— START —

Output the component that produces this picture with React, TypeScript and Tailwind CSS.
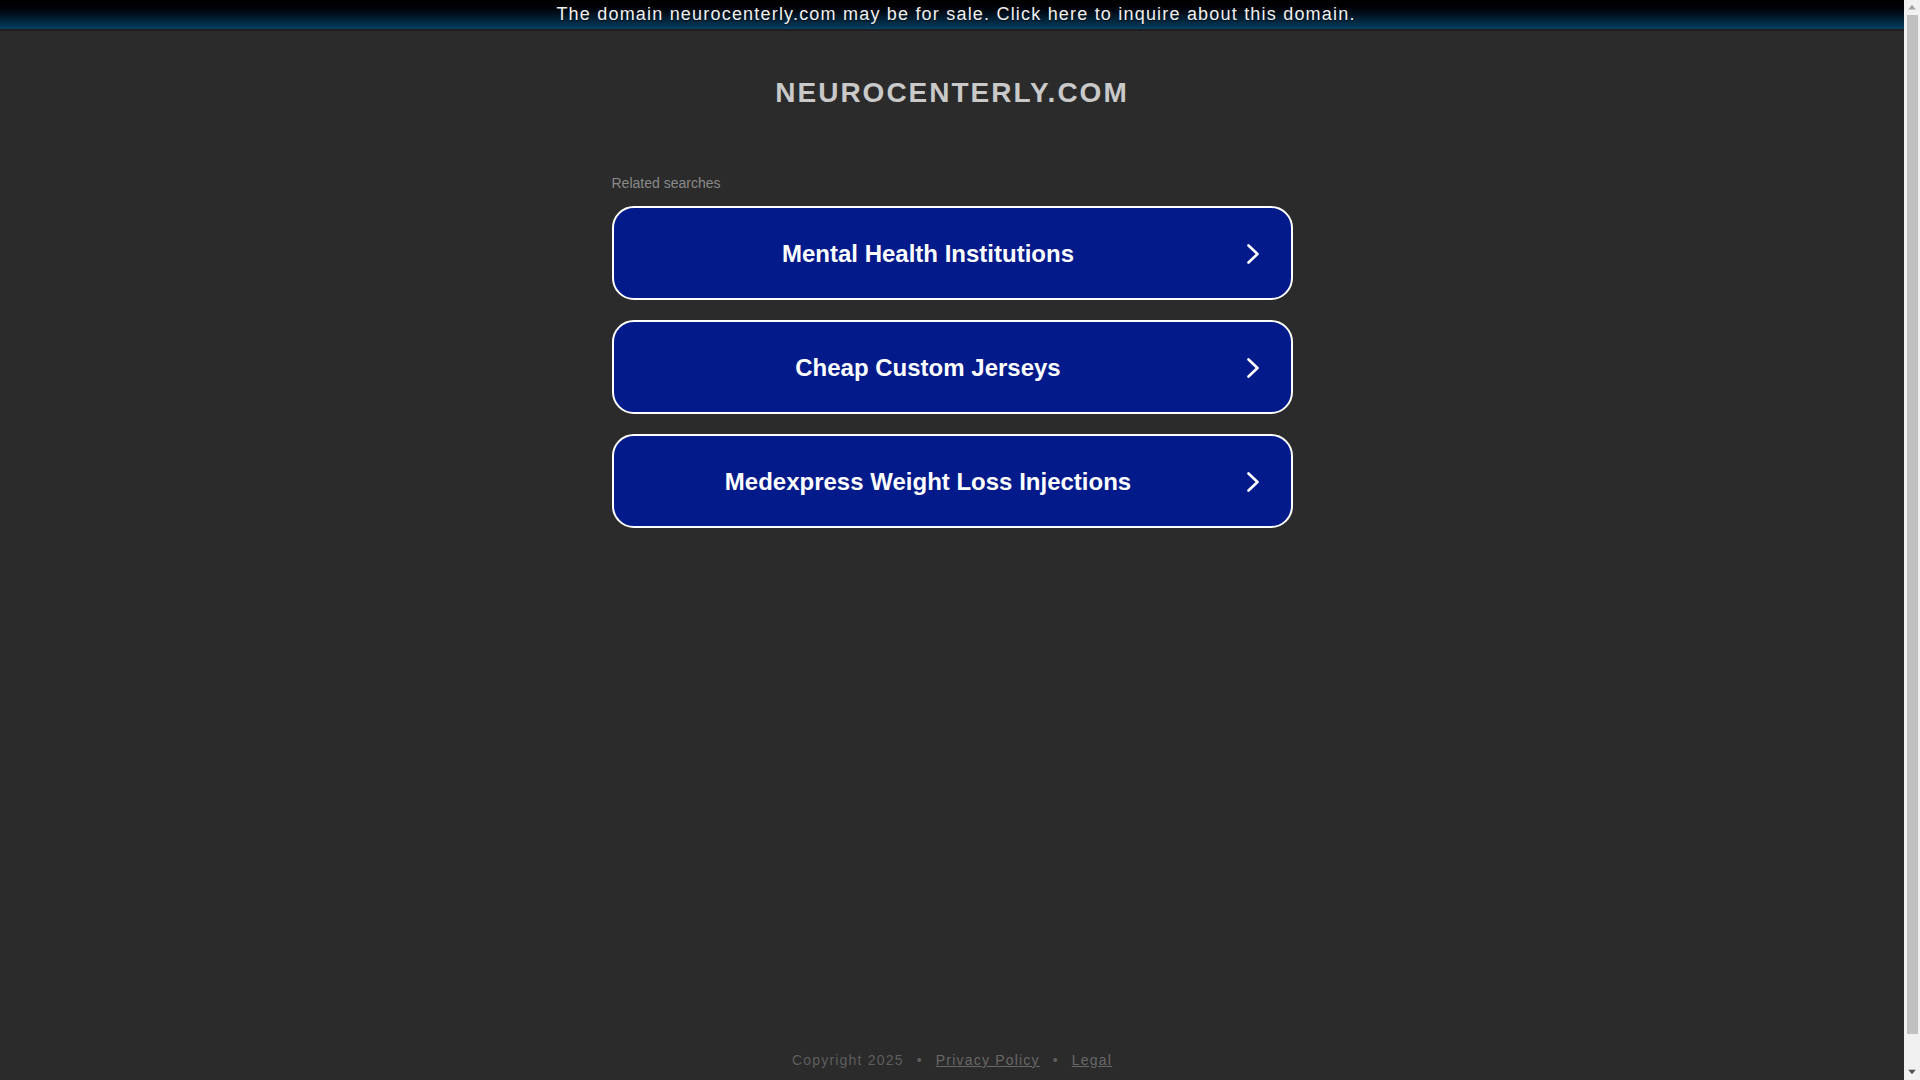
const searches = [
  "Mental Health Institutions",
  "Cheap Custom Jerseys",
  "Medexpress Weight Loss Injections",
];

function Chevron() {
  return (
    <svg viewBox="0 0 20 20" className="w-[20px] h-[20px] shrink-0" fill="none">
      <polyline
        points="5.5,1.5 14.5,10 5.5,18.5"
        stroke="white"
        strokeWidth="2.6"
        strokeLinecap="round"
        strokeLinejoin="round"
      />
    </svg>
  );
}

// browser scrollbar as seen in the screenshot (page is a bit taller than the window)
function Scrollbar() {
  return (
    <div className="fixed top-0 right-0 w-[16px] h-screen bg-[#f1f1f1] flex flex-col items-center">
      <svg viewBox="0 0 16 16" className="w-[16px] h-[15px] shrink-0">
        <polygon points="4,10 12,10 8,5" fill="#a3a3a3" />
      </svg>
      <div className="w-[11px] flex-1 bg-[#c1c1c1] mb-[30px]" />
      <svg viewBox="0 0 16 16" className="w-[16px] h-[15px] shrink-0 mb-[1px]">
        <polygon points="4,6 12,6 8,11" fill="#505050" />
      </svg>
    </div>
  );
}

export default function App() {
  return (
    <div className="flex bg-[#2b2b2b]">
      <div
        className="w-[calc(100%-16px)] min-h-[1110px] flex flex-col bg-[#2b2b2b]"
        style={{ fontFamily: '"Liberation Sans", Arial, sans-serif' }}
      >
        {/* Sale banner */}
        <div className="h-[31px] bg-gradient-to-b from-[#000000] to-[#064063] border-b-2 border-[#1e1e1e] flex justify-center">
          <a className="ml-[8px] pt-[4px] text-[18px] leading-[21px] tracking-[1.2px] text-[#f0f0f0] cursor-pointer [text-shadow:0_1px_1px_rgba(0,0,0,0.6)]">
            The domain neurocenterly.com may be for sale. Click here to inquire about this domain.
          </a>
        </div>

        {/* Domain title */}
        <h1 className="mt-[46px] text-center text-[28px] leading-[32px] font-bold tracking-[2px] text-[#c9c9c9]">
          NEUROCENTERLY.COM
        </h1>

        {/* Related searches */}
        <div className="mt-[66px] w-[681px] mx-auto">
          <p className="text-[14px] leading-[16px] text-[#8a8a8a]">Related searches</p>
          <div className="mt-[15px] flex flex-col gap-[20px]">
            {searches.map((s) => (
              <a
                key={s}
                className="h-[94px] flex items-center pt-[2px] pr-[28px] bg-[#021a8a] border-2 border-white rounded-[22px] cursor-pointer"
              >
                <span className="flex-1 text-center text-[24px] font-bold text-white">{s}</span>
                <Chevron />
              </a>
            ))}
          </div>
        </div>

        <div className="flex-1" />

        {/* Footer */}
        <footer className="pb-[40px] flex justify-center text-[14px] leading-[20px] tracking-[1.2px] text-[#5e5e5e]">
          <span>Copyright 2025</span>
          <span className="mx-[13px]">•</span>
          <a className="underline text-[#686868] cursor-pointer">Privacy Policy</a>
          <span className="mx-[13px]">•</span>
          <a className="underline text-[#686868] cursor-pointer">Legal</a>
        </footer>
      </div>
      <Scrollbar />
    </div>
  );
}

— END —

Exercise objective → Reproduce the material word for word. Any pictures should be left out of the copy.

Solution to this exercise →
Output the component that produces this picture with React, TypeScript and Tailwind CSS.
const searches = [
  "Mental Health Institutions",
  "Cheap Custom Jerseys",
  "Medexpress Weight Loss Injections",
];

function Chevron() {
  return (
    <svg viewBox="0 0 20 20" className="w-[20px] h-[20px] shrink-0" fill="none">
      <polyline
        points="5.5,1.5 14.5,10 5.5,18.5"
        stroke="white"
        strokeWidth="2.6"
        strokeLinecap="round"
        strokeLinejoin="round"
      />
    </svg>
  );
}

// browser scrollbar as seen in the screenshot (page is a bit taller than the window)
function Scrollbar() {
  return (
    <div className="fixed top-0 right-0 w-[16px] h-screen bg-[#f1f1f1] flex flex-col items-center">
      <svg viewBox="0 0 16 16" className="w-[16px] h-[15px] shrink-0">
        <polygon points="4,10 12,10 8,5" fill="#a3a3a3" />
      </svg>
      <div className="w-[11px] flex-1 bg-[#c1c1c1] mb-[30px]" />
      <svg viewBox="0 0 16 16" className="w-[16px] h-[15px] shrink-0 mb-[1px]">
        <polygon points="4,6 12,6 8,11" fill="#505050" />
      </svg>
    </div>
  );
}

export default function App() {
  return (
    <div className="flex bg-[#2b2b2b]">
      <div
        className="w-[calc(100%-16px)] min-h-[1110px] flex flex-col bg-[#2b2b2b]"
        style={{ fontFamily: '"Liberation Sans", Arial, sans-serif' }}
      >
        {/* Sale banner */}
        <div className="h-[31px] bg-gradient-to-b from-[#000000] to-[#064063] border-b-2 border-[#1e1e1e] flex justify-center">
          <a className="ml-[8px] pt-[4px] text-[18px] leading-[21px] tracking-[1.2px] text-[#f0f0f0] cursor-pointer [text-shadow:0_1px_1px_rgba(0,0,0,0.6)]">
            The domain neurocenterly.com may be for sale. Click here to inquire about this domain.
          </a>
        </div>

        {/* Domain title */}
        <h1 className="mt-[46px] text-center text-[28px] leading-[32px] font-bold tracking-[2px] text-[#c9c9c9]">
          NEUROCENTERLY.COM
        </h1>

        {/* Related searches */}
        <div className="mt-[66px] w-[681px] mx-auto">
          <p className="text-[14px] leading-[16px] text-[#8a8a8a]">Related searches</p>
          <div className="mt-[15px] flex flex-col gap-[20px]">
            {searches.map((s) => (
              <a
                key={s}
                className="h-[94px] flex items-center pt-[2px] pr-[28px] bg-[#021a8a] border-2 border-white rounded-[22px] cursor-pointer"
              >
                <span className="flex-1 text-center text-[24px] font-bold text-white">{s}</span>
                <Chevron />
              </a>
            ))}
          </div>
        </div>

        <div className="flex-1" />

        {/* Footer */}
        <footer className="pb-[40px] flex justify-center text-[14px] leading-[20px] tracking-[1.2px] text-[#5e5e5e]">
          <span>Copyright 2025</span>
          <span className="mx-[13px]">•</span>
          <a className="underline text-[#686868] cursor-pointer">Privacy Policy</a>
          <span className="mx-[13px]">•</span>
          <a className="underline text-[#686868] cursor-pointer">Legal</a>
        </footer>
      </div>
      <Scrollbar />
    </div>
  );
}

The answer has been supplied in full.